:: Provided material ::
◇ ◇ ◇ ◇ ◇ ◇ ◇
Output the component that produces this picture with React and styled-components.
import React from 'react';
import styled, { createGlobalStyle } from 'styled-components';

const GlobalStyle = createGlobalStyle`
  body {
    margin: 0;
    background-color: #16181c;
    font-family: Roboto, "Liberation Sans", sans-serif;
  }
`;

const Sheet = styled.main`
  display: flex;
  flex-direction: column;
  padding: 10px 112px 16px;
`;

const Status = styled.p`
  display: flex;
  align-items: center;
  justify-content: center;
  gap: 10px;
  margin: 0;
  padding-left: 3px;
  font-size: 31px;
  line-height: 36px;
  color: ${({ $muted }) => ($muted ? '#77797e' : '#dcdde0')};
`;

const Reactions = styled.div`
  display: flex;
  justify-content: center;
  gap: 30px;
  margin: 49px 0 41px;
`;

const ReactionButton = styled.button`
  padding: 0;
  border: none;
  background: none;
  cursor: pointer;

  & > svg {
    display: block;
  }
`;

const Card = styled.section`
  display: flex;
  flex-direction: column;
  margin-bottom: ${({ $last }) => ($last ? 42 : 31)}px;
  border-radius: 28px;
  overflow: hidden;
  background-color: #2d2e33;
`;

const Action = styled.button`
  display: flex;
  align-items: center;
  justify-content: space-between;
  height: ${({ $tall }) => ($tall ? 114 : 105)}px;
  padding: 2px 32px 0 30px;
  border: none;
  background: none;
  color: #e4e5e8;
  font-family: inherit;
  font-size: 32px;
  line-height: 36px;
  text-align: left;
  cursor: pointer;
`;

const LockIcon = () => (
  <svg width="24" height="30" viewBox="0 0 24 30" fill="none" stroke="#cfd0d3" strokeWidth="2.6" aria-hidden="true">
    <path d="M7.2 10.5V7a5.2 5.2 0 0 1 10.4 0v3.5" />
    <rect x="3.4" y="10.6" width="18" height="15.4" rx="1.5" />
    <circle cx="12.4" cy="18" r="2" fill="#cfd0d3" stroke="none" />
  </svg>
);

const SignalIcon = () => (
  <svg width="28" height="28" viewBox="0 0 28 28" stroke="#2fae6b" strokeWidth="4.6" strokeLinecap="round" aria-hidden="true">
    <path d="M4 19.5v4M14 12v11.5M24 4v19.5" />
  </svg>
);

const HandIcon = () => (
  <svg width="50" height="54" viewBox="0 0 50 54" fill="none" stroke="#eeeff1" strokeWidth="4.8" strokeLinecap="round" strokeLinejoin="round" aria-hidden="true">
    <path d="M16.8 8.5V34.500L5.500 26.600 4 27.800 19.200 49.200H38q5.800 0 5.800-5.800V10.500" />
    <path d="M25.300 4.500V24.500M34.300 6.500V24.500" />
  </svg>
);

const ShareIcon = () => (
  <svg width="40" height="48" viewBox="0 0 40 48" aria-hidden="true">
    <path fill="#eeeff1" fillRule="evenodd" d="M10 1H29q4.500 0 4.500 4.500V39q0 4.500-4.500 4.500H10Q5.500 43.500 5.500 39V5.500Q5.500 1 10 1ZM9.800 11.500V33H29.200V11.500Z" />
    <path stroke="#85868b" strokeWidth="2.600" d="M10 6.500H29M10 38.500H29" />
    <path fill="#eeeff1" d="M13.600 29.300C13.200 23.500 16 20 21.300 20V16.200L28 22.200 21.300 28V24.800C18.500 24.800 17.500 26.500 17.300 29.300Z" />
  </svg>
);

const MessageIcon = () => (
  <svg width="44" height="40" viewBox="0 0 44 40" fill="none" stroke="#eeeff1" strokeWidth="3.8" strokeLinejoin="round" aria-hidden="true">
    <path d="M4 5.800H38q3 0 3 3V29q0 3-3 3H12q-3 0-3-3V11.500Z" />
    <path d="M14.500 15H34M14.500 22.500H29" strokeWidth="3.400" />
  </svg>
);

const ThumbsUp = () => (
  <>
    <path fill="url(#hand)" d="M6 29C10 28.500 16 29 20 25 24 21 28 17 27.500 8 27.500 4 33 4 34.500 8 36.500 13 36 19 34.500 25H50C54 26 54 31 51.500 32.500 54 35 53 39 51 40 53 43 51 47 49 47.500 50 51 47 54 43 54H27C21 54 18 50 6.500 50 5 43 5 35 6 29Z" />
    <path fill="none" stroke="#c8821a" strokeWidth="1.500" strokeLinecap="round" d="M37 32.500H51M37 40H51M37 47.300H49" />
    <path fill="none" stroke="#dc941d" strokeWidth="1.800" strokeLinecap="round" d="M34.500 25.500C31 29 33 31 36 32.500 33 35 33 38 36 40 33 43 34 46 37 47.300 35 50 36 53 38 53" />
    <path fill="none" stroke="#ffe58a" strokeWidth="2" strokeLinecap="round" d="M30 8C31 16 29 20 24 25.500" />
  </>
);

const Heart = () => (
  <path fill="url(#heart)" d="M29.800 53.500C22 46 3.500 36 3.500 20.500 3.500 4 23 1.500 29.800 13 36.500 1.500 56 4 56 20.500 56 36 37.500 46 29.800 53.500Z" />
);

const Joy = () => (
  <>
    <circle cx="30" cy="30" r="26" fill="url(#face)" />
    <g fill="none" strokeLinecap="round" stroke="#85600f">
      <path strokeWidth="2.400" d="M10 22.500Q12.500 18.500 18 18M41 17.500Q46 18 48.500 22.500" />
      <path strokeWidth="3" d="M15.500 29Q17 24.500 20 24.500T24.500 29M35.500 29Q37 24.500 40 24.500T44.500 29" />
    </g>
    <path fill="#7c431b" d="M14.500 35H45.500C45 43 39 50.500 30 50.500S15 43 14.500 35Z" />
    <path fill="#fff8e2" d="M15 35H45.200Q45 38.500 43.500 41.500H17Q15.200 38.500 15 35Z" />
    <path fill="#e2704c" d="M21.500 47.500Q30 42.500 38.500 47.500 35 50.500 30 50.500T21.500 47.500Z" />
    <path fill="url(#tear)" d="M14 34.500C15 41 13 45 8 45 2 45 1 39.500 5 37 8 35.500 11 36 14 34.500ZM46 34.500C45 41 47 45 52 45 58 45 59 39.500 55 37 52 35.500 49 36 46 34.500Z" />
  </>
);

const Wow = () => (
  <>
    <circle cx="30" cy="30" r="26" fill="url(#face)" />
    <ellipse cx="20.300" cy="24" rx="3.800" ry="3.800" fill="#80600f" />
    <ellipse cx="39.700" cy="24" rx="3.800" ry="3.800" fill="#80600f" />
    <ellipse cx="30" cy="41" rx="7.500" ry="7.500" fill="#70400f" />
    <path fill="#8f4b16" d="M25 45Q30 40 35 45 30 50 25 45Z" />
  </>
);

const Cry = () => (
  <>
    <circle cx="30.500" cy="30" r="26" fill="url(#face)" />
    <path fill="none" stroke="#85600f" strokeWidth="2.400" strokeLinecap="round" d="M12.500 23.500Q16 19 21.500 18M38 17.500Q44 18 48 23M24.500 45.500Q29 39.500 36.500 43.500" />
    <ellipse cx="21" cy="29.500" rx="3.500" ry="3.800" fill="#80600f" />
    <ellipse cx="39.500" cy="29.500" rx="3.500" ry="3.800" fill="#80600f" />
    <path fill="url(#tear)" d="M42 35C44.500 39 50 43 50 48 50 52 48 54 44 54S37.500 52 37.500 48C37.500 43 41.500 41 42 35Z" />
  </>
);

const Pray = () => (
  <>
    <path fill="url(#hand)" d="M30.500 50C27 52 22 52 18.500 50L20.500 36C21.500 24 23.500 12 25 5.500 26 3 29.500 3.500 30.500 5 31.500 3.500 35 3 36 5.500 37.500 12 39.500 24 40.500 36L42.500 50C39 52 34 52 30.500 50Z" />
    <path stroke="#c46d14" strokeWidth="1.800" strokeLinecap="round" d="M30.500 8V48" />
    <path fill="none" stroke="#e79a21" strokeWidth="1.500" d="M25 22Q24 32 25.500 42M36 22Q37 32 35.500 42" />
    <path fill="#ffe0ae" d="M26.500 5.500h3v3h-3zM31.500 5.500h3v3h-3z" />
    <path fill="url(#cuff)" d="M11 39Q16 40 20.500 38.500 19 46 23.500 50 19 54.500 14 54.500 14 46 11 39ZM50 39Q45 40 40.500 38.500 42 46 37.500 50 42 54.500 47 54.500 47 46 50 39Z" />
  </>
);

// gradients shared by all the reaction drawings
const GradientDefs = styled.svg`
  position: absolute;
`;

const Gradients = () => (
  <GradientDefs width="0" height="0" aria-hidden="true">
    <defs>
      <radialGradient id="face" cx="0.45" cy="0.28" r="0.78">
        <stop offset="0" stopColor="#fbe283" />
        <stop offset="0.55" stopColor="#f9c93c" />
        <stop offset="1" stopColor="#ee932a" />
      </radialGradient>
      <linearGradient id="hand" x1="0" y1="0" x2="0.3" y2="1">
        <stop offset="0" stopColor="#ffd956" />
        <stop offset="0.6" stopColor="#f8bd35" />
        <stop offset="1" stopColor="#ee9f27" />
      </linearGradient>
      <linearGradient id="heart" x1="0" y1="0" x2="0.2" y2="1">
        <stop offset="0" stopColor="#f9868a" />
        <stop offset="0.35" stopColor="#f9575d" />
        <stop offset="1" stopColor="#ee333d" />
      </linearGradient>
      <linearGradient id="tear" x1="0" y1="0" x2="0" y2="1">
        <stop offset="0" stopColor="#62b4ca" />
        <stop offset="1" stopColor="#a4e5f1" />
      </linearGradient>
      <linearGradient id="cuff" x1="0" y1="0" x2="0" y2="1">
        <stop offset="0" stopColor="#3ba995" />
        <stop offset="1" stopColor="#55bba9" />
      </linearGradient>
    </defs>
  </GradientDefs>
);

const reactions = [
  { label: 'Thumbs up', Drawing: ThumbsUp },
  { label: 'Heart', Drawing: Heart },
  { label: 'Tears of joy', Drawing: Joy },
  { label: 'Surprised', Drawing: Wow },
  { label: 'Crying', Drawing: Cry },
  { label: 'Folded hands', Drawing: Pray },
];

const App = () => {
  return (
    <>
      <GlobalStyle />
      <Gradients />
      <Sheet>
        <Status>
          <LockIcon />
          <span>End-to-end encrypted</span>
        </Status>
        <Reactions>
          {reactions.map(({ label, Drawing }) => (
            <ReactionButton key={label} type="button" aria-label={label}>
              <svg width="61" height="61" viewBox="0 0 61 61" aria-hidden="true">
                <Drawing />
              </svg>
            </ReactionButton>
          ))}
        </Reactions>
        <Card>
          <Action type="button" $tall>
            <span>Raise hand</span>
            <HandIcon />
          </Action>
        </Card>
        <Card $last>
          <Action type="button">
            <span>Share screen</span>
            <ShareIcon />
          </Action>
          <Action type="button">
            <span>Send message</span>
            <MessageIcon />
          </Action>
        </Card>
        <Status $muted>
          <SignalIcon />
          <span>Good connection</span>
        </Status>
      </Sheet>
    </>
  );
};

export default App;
◇ ◇ ◇ ◇ ◇ ◇ ◇
:: Written problem ::
Find and copy each line above that includes the string "components".

:: Exercise answer ::
Output the component that produces this picture with React and styled-components.
import styled, { createGlobalStyle } from 'styled-components';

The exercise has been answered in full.